Steve Perrin of The Distractions, recording 'Kindly Leave The Stage' in Exeter, September 2015



Steve Perrin on the Manchester post-punk scene in the late 1970s…
“It was a much more diverse scene to start with than people seem to give it credit for in retrospect. In retrospect everyone’s got a leather jacket and spikey hair, whereas if you’d taken photographs of the initial line up of Buzzcocks, The Fall, us, Warsaw or whatever we all looked pretty different and we all played pretty different kind of stuff but we just happened to be friends. We knew each other and played on the same bill and people didn’t have a problem with that. People didn’t seem to think it was odd that us, who were basically a pop band, sang love songs, were supporting The Fall who were a different proposition altogether. That didn’t seem strange.”
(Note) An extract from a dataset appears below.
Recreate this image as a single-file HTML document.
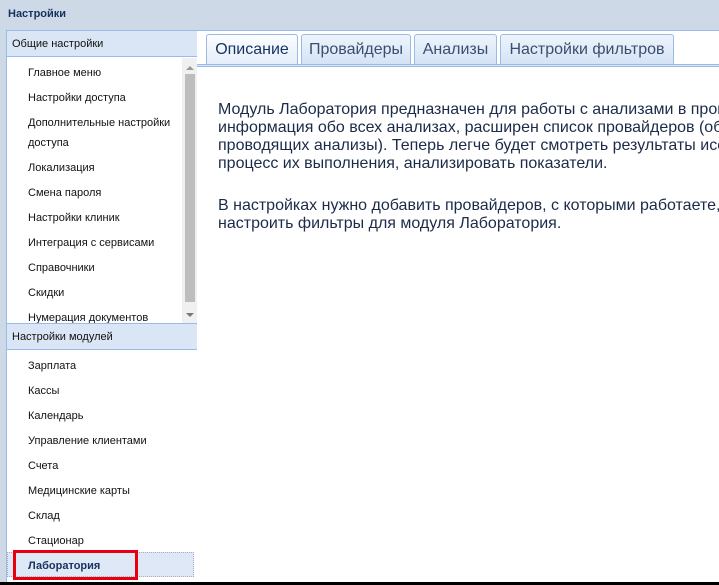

…and on how The Distractions were signed to Factory Records in 1979
“Tony Wilson rang my Mum, and I was not around, so I got home and she said “Peter from The Buzzcocks and that Tony Wilson off the telly have been on the phone”. She just got used to that sort of thing. Tony was very good with people’s Mums. He could be very charming.
Then I spoke to him and he said “we’re really interested in doing something and you’re going to be single of the week in the NME.” I thought he was a bit mixed up, because what had actually happened was there was a review in the NME by John Cooper-Clarke [of their first EP on TJM Records], which was a very short, positive, short review, so I thought maybe he’s had a drink or something. And what had happened is he’d spoken to Paul Morley who had told him that he was not happy with the John Cooper-Clarke review and he was going to review it again next week and make it single of the week that week. So that was that. And he said “Do you want to record for Factory?” and we went “Yes, we do”.”
“Time Goes By So Slow” was released in September 1978, catalogue number FAC12. FAC 13 the following month was “Transmission” by Joy Division.